April 27, 2006: Jeb Ray Corliss, host of Discovery Channel's "Stunt Junkies," is arrested on the 86th-floor observation deck after he tries to climb over the railing. He was wearing a mask, a costume, a video camera and a parachute. Corliss is charged with reckless endangerment, assault, criminal trespass and obstructing governmental administration.
February 13, 2012: Malkin Holdings LLC, which controls the Empire State Building, files for an initial public offering for a real estate investment trust for the building, along with two other Manhattan properties it controls. The filing puts the estimated value for the Empire State Building at $2.5 billion.
Cost: $40,948,900 (including land)
Building alone: $24,718,000 (less than anticipated by half, due to the Depression)
Area of site: 79,288 square feet (7,240 meters) or about 2 acres.

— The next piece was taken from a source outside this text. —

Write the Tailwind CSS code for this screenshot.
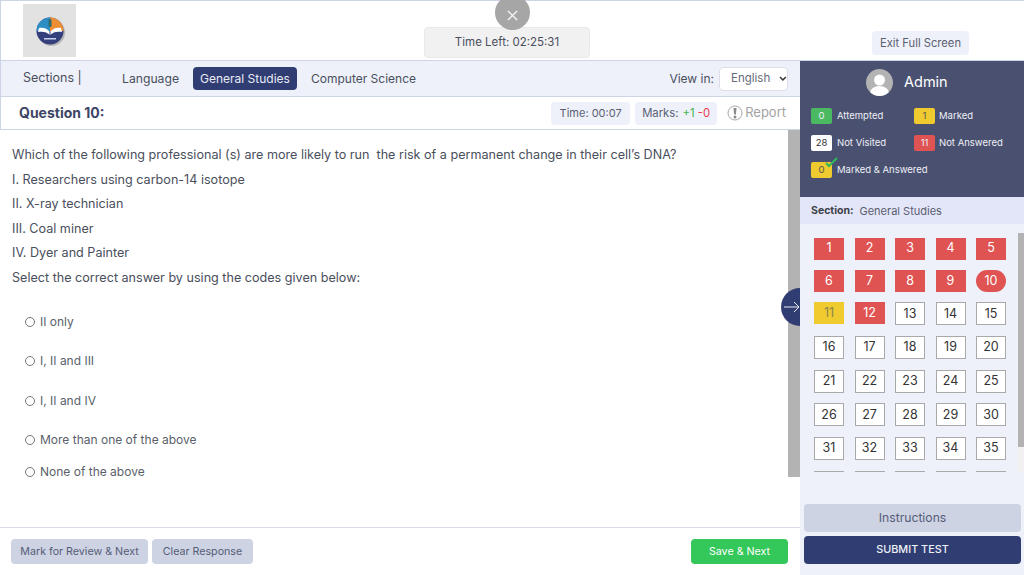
<!DOCTYPE html>
<html lang="en">

<head>
    <meta charset="UTF-8">
    <meta name="viewport" content="width=device-width, initial-scale=1.0">
    <title>Online Test</title>
    <script src="https://cdn.jsdelivr.net/npm/@tailwindcss/browser@4"></script>
</head>

<body class="bg-white font-['Inter','Liberation_Sans',sans-serif] text-[#4a4f5c] overflow-hidden">
    <div class="relative w-[1024px] h-[575px] overflow-hidden flex flex-col">

        <!-- top header -->
        <header class="relative h-[61px] shrink-0 border-t border-l border-b border-[#cdd4e6] flex">
            <div class="ml-[22px] mt-[3px] w-[53px] h-[53px] bg-[#e2e2e2] flex items-center justify-center">
                <svg width="34" height="34" viewBox="0 0 34 34">
                    <circle cx="18.500" cy="18.500" r="13.500" fill="#b5b5b5" />
                    <circle cx="17" cy="17" r="13.500" fill="#33407c" />
                    <path d="M3.500 17a13.500 13.500 0 0 1 13.500-13.500V17z" fill="#2d8ec4" />
                    <path d="M17 3.500A13.500 13.500 0 0 1 30.500 17H17z" fill="#ef8f33" />
                    <path d="M6 14c4-1 8 0 11 4 3-4 7-5 11-4l1 4c-5-1-9 0-12 3-3-3-7-4-12-3z" fill="#fff" />
                    <path d="M17 18v3" stroke="#33407c" />
                    <rect x="15.500" y="5" width="3" height="8" rx="1" fill="#2f6d70" />
                    <rect x="11" y="24" width="12" height="1.500" fill="#c9d0ea" />
                </svg>
            </div>
            <div class="absolute left-[423px] top-[26px] w-[166px] h-[31px] rounded bg-[#f1f1f1] border border-[#e9e9e9] flex items-center justify-center text-[11.500px]">Time Left: 02:25:31</div>
            <button class="absolute left-[494px] top-[-6px] w-[35px] h-[35px] rounded-full bg-[#a6a6a6] flex items-center justify-center pt-[6px]">
                <svg width="11" height="11" viewBox="0 0 12 12" fill="none" stroke="#f5f5f5" stroke-width="1.500"><path d="M1 1l10 10M11 1L1 11" /></svg>
            </button>
            <button class="absolute left-[871px] top-[30px] w-[97px] h-[24px] rounded bg-[#eef1fa] text-[11.200px] text-[#5b6070]">Exit Full Screen</button>
        </header>

        <div class="flex flex-1 min-h-0">
            <!-- left column -->
            <main class="relative w-[800px] flex flex-col">
                <nav class="h-[36px] shrink-0 bg-[#eef1fa] border-b border-l border-[#cdd4e6] flex items-center text-[12px]">
                    <span class="ml-[22px] w-[99px] text-[12.500px]">Sections |</span>
                    <span class="w-[71px] pt-[1px] text-[12.200px]">Language</span>
                    <span class="w-[104px] h-[23px] rounded bg-[#303d73] text-[#e8ebf5] flex items-center justify-center">General Studies</span>
                    <span class="ml-[14px] pt-[1px]">Computer Science</span>
                    <span class="ml-auto mr-[5px]">View in:</span>
                    <span class="w-[69px] h-[24px] mr-[12px] pt-[1px] rounded bg-white border border-[#dcdfe8] text-[11.500px] flex items-center pl-[11px] gap-[9px] text-[#666b78]">English
                        <svg width="8" height="6" viewBox="0 0 8 6" fill="none" stroke="#333" stroke-width="1.500"><path d="M1 1l3 3 3-3" /></svg>
                    </span>
                </nav>

                <div class="h-[33px] shrink-0 border-b border-l border-[#cdd4e6] flex items-center">
                    <h2 class="ml-[18px] -mt-[1px] text-[14px] font-bold text-[#3d4566]">Question 10:</h2>
                    <span class="ml-auto h-[23px] w-[79px] rounded bg-[#eef1fa] flex items-center justify-center text-[11px] text-[#5a6072]">Time: 00:07</span>
                    <span class="ml-[5px] h-[23px] w-[82px] rounded bg-[#eef1fa] flex items-center justify-center gap-[4px] text-[11.300px] text-[#5a6072]">Marks: <span><span class="text-[#3eb54f]">+1</span> <span class="text-[#f0354a]">-0</span></span></span>
                    <span class="ml-[10px] mr-[14px] flex items-center gap-[2px] text-[13px] text-[#a3a3a3]">
                        <svg width="16" height="16" viewBox="0 0 16 16" fill="none">
                            <circle cx="8" cy="8" r="7" stroke="#a8a8a8" />
                            <path d="M6.500 3h3l-.6 6.500H7.100z" fill="#8a8a8a" />
                            <circle cx="8" cy="12" r="1.500" fill="#8a8a8a" />
                        </svg>Report</span>
                </div>

                <div class="relative flex-1 min-h-0">
                    <div class="absolute right-0 top-0 w-[12px] h-[347px] bg-[#b3b3b3]"></div>
                    <div class="pl-[12px] pt-[13px] text-[12.600px] text-[#4a4f5c]">
                        <p class="h-[24.500px] leading-[24px]">Which of the following professional (s) are more likely to run&nbsp; the risk of a permanent change in their cell’s DNA?</p>
                        <p class="h-[24.500px] leading-[24px]">I. Researchers using carbon-14 isotope</p>
                        <p class="h-[24.500px] leading-[24px]">II. X-ray technician</p>
                        <p class="h-[24.500px] leading-[24px]">III. Coal miner</p>
                        <p class="h-[24.500px] leading-[24px]">IV. Dyer and Painter</p>
                        <p class="h-[24.500px] leading-[24px]">Select the correct answer by using the codes given below:</p>
                    </div>
                    <ul class="absolute left-[25px] top-[172px] flex flex-col text-[12px] text-[#5a5f6b]">
                        <li class="h-[39px] flex items-center gap-[5px]"><span class="w-[10px] h-[10px] rounded-full border border-[#777]"></span>II only</li>
                        <li class="h-[40px] flex items-center gap-[5px]"><span class="w-[10px] h-[10px] rounded-full border border-[#777]"></span>I, II and III</li>
                        <li class="h-[39px] flex items-center gap-[5px]"><span class="w-[10px] h-[10px] rounded-full border border-[#777]"></span>I, II and IV</li>
                        <li class="h-[39px] flex items-center gap-[5px]"><span class="w-[10px] h-[10px] rounded-full border border-[#777]"></span>More than one of the above</li>
                        <li class="h-[25px] flex items-center gap-[5px]"><span class="w-[10px] h-[10px] rounded-full border border-[#777]"></span>None of the above</li>
                    </ul>
                </div>

                <footer class="h-[48px] shrink-0 border-t border-[#d9dae6] flex items-center pl-[11px] pr-[12px] gap-[4px] text-[10.700px] text-[#555c78]">
                    <button class="w-[137px] h-[25px] pt-[1px] rounded bg-[#cdd3e2]">Mark for Review &amp; Next</button>
                    <button class="w-[101px] h-[25px] pt-[1px] rounded bg-[#cdd3e2]">Clear Response</button>
                    <button class="ml-auto w-[97px] h-[25px] pt-[1px] rounded bg-[#34c759] text-white">Save &amp; Next</button>
                </footer>

                <button class="absolute left-[781px] top-[227px] w-[19px] h-[38px] rounded-l-full bg-[#303d73] flex items-center justify-end">
                    <svg width="17" height="12" viewBox="0 0 17 12" fill="none" stroke="#e8ebf5" stroke-width="1"><path d="M1 6h15M11 1l5 5-5 5" /></svg>
                </button>
            </main>

            <!-- right column -->
            <aside class="w-[224px] flex flex-col bg-[#eef1fa]">
                <div class="h-[136px] shrink-0 bg-[#4a5170] text-white">
                    <div class="h-[43px] flex items-center pl-[66px] gap-[11px]">
                        <svg width="27" height="27" viewBox="0 0 27 27">
                            <clipPath id="avatar"><circle cx="13.500" cy="13.500" r="13.500" /></clipPath>
                            <g clip-path="url(#avatar)">
                                <rect width="27" height="27" fill="#b3b3b3" />
                                <circle cx="13.500" cy="11" r="5.500" fill="#fff" />
                                <ellipse cx="13.500" cy="24" rx="9.500" ry="7" fill="#fff" />
                            </g>
                        </svg>
                        <span class="text-[14.500px] mb-[2px]">Admin</span>
                    </div>
                    <div class="grid grid-cols-[103px_1fr] pl-[11px] mt-[4px] text-[9.500px] text-[#eef0f7] gap-y-[11px]">
                        <div class="flex items-center gap-[5px]"><span class="w-[21px] h-[16px] rounded-[2px] bg-[#4bb862] flex items-center justify-center">0</span>Attempted</div>
                        <div class="flex items-center gap-[4px]"><span class="w-[21px] h-[16px] rounded-[2px] bg-[#efcb2f] text-[#555] flex items-center justify-center">1</span>Marked</div>
                        <div class="flex items-center gap-[5px]"><span class="w-[21px] h-[16px] rounded-[2px] bg-white text-[#333] flex items-center justify-center">28</span>Not Visited</div>
                        <div class="flex items-center gap-[4px]"><span class="w-[21px] h-[16px] rounded-[2px] bg-[#df5452] flex items-center justify-center">11</span>Not Answered</div>
                        <div class="col-span-2 flex items-center gap-[5px]">
                            <span class="relative w-[21px] h-[16px] rounded-[2px] bg-[#efcb2f] text-[#555] flex items-center justify-center">0
                                <svg class="absolute left-[14px] top-[-5px]" width="14" height="11" viewBox="0 0 14 11" fill="none" stroke="#2fb85a" stroke-width="2"><path d="M1 6l3 3 8-8" /></svg>
                            </span>Marked &amp; Answered
                        </div>
                    </div>
                </div>
                <div class="h-[27px] pt-[1px] shrink-0 bg-[#e3e5f8] flex items-center pl-[11px] gap-[6px] text-[10.500px]">
                    <b class="text-[#3d3f48]">Section:</b><span class="text-[11px] text-[#5b6070]">General Studies</span>
                </div>

                <div class="relative h-[239px] shrink-0 mt-[9px] overflow-hidden">
                    <div class="absolute right-0 top-0 w-[6px] h-full bg-[#f1f1f1]"></div>
                    <div class="absolute right-0 top-0 w-[6px] h-[214px] bg-[#b3b3b3]"></div>
                    <div class="grid grid-cols-[repeat(5,30px)] gap-x-[10.500px] gap-y-[10.700px] items-start pl-[14px] pt-[5px] text-[12.500px] text-[#333]">
                        <span class="h-[21.500px] bg-[#df5452] text-white flex items-center justify-center">1</span>
                        <span class="h-[21.500px] bg-[#df5452] text-white flex items-center justify-center">2</span>
                        <span class="h-[21.500px] bg-[#df5452] text-white flex items-center justify-center">3</span>
                        <span class="h-[21.500px] bg-[#df5452] text-white flex items-center justify-center">4</span>
                        <span class="h-[21.500px] bg-[#df5452] text-white flex items-center justify-center">5</span>
                        <span class="h-[21.500px] bg-[#df5452] text-white flex items-center justify-center">6</span>
                        <span class="h-[21.500px] bg-[#df5452] text-white flex items-center justify-center">7</span>
                        <span class="h-[21.500px] bg-[#df5452] text-white flex items-center justify-center">8</span>
                        <span class="h-[21.500px] bg-[#df5452] text-white flex items-center justify-center">9</span>
                        <span class="h-[21.500px] rounded-full bg-[#df5452] text-white flex items-center justify-center">10</span>
                        <span class="h-[22px] bg-[#efcb2f] text-[#8a8450] flex items-center justify-center">11</span>
                        <span class="h-[22px] bg-[#df5452] text-white flex items-center justify-center">12</span>
                        <span class="h-[23px] bg-white border border-[#a9a9a9] flex items-center justify-center">13</span>
                        <span class="h-[23px] bg-white border border-[#a9a9a9] flex items-center justify-center">14</span>
                        <span class="h-[23px] bg-white border border-[#a9a9a9] flex items-center justify-center">15</span>
                        <span class="h-[23px] bg-white border border-[#a9a9a9] flex items-center justify-center">16</span>
                        <span class="h-[23px] bg-white border border-[#a9a9a9] flex items-center justify-center">17</span>
                        <span class="h-[23px] bg-white border border-[#a9a9a9] flex items-center justify-center">18</span>
                        <span class="h-[23px] bg-white border border-[#a9a9a9] flex items-center justify-center">19</span>
                        <span class="h-[23px] bg-white border border-[#a9a9a9] flex items-center justify-center">20</span>
                        <span class="h-[23px] bg-white border border-[#a9a9a9] flex items-center justify-center">21</span>
                        <span class="h-[23px] bg-white border border-[#a9a9a9] flex items-center justify-center">22</span>
                        <span class="h-[23px] bg-white border border-[#a9a9a9] flex items-center justify-center">23</span>
                        <span class="h-[23px] bg-white border border-[#a9a9a9] flex items-center justify-center">24</span>
                        <span class="h-[23px] bg-white border border-[#a9a9a9] flex items-center justify-center">25</span>
                        <span class="h-[23px] bg-white border border-[#a9a9a9] flex items-center justify-center">26</span>
                        <span class="h-[23px] bg-white border border-[#a9a9a9] flex items-center justify-center">27</span>
                        <span class="h-[23px] bg-white border border-[#a9a9a9] flex items-center justify-center">28</span>
                        <span class="h-[23px] bg-white border border-[#a9a9a9] flex items-center justify-center">29</span>
                        <span class="h-[23px] bg-white border border-[#a9a9a9] flex items-center justify-center">30</span>
                        <span class="h-[23px] bg-white border border-[#a9a9a9] flex items-center justify-center">31</span>
                        <span class="h-[23px] bg-white border border-[#a9a9a9] flex items-center justify-center">32</span>
                        <span class="h-[23px] bg-white border border-[#a9a9a9] flex items-center justify-center">33</span>
                        <span class="h-[23px] bg-white border border-[#a9a9a9] flex items-center justify-center">34</span>
                        <span class="h-[23px] bg-white border border-[#a9a9a9] flex items-center justify-center">35</span>
                        <span class="h-[23px] bg-white border border-[#a9a9a9]"></span>
                        <span class="h-[23px] bg-white border border-[#a9a9a9]"></span>
                        <span class="h-[23px] bg-white border border-[#a9a9a9]"></span>
                        <span class="h-[23px] bg-white border border-[#a9a9a9]"></span>
                        <span class="h-[23px] bg-white border border-[#a9a9a9]"></span>
                    </div>
                </div>

                <div class="mt-auto mb-[11px] pl-[4px] pr-[3px] flex flex-col gap-[4px]">
                    <button class="h-[28px] rounded bg-[#cdd3e2] text-[12.200px] text-[#555c78]">Instructions</button>
                    <button class="h-[28px] rounded bg-[#303d73] text-[10.800px] font-medium text-[#eef0f7]">SUBMIT TEST</button>
                </div>
            </aside>
        </div>
    </div>
</body>

</html>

East to west, 424 feet (129 meters); north to south, 187 feet (56.9 meters)
Foundation: 55 feet (16.7 meters) below ground
Basement: 35 feet (10.6 meters) below ground
Lobby: 47 feet (14.3 meters) above sea level
Total height: 1,454 feet (1,453 feet, 8 9/16 inches) or 443.2 meters to top of antenna
- to 86th floor observatory: 1,050 feet (320 meters)

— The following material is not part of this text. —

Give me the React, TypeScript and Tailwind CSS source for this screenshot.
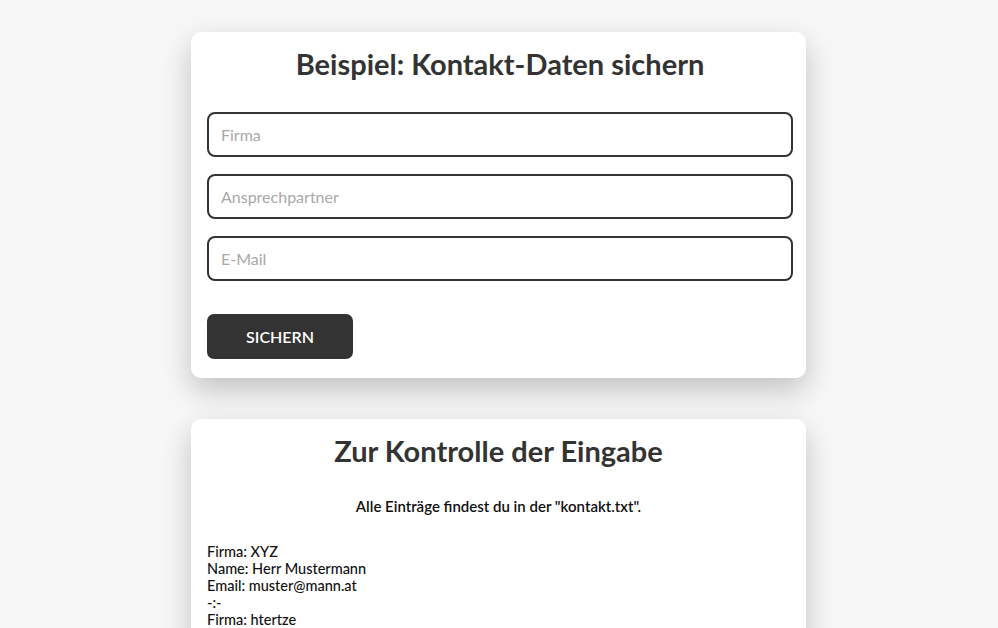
export default function App() {
  const font = { fontFamily: '"Lato", "Open Sans", sans-serif' };
  return (
    <div className="min-h-screen w-full bg-[#f7f7f7] pt-8 pb-8" style={font}>
      <div className="ml-[191px] flex w-[615px] flex-col gap-[41px]">
        <div className="rounded-[10px] bg-white pl-4 pr-[13px] pt-[18px] pb-[19px] shadow-[0_12px_30px_rgba(0,0,0,0.22)]">
          <h1 className="text-center text-[29px] font-bold leading-[28px] text-[#333]">
            Beispiel: Kontakt-Daten sichern
          </h1>
          <div className="mt-[34px] flex flex-col gap-[17px]">
            {["Firma", "Ansprechpartner", "E-Mail"].map((p) => (
              <input
                key={p}
                placeholder={p}
                className="h-[45px] w-full rounded-[8px] border-2 border-[#333] bg-white px-3 text-[16px] text-[#333] outline-none placeholder:text-[#a9a9a9]"
                style={font}
              />
            ))}
          </div>
          <button
            className="mt-[33px] h-[45px] w-[146px] rounded-[7px] bg-[#333] text-[16px] font-semibold text-white"
            style={font}
          >
            SICHERN
          </button>
        </div>
        <div className="rounded-[10px] bg-white px-4 pt-[18px] pb-10 shadow-[0_12px_30px_rgba(0,0,0,0.22)]">
          <h2 className="text-center text-[29px] font-bold leading-[28px] text-[#333]">
            Zur Kontrolle der Eingabe
          </h2>
          <p className="mt-[30px] text-center text-[15px] font-semibold text-[#111]">
            Alle Einträge findest du in der "kontakt.txt".
          </p>
          <div className="mt-[25px] text-[14.5px] leading-[17px] font-medium text-[#111]">
            <div>Firma: XYZ</div>
            <div>Name: Herr Mustermann</div>
            <div>Email: muster@mann.at</div>
            <div>-:-</div>
            <div>Firma: htertze</div>
          </div>
        </div>
      </div>
    </div>
  );
}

- to 102nd floor observatory: 1,250 feet (373 meters)
- 102nd floor to tip: 230 feet
Height of antenna: 203 feet, 8 9/16 inches
Steps: 1,860 from street level to 102nd floor
Volume: 37 million cubic feet
Weight: 365,000 tons
The base of the building rises five floors above the street. The entrance is four floors high. The lobby is three floors high. From the 60-foot setback on the fifth floor, the building soars without a break to the 86th floor.
Steel frame: 57,000 tons
Panels are made of limestone, and an alloy of chrome, nickel and steel covers the steel framework.
Street-level access: Five entrances on 33rd Street, Fifth Avenue and 34th Street.
Elevators: 73, including six freight elevators, operating at speeds of 600 to 1,400 feet per minute. It is possible to ride from lobby to 80th floor in 45 seconds.
Escalators: 8 high-speed escalators in the concourse and second floor areas.
Latitude: 40 degrees 44 minutes 53.977 seconds north; Longitude: 73 degrees 59 minutes 10.812 seconds west.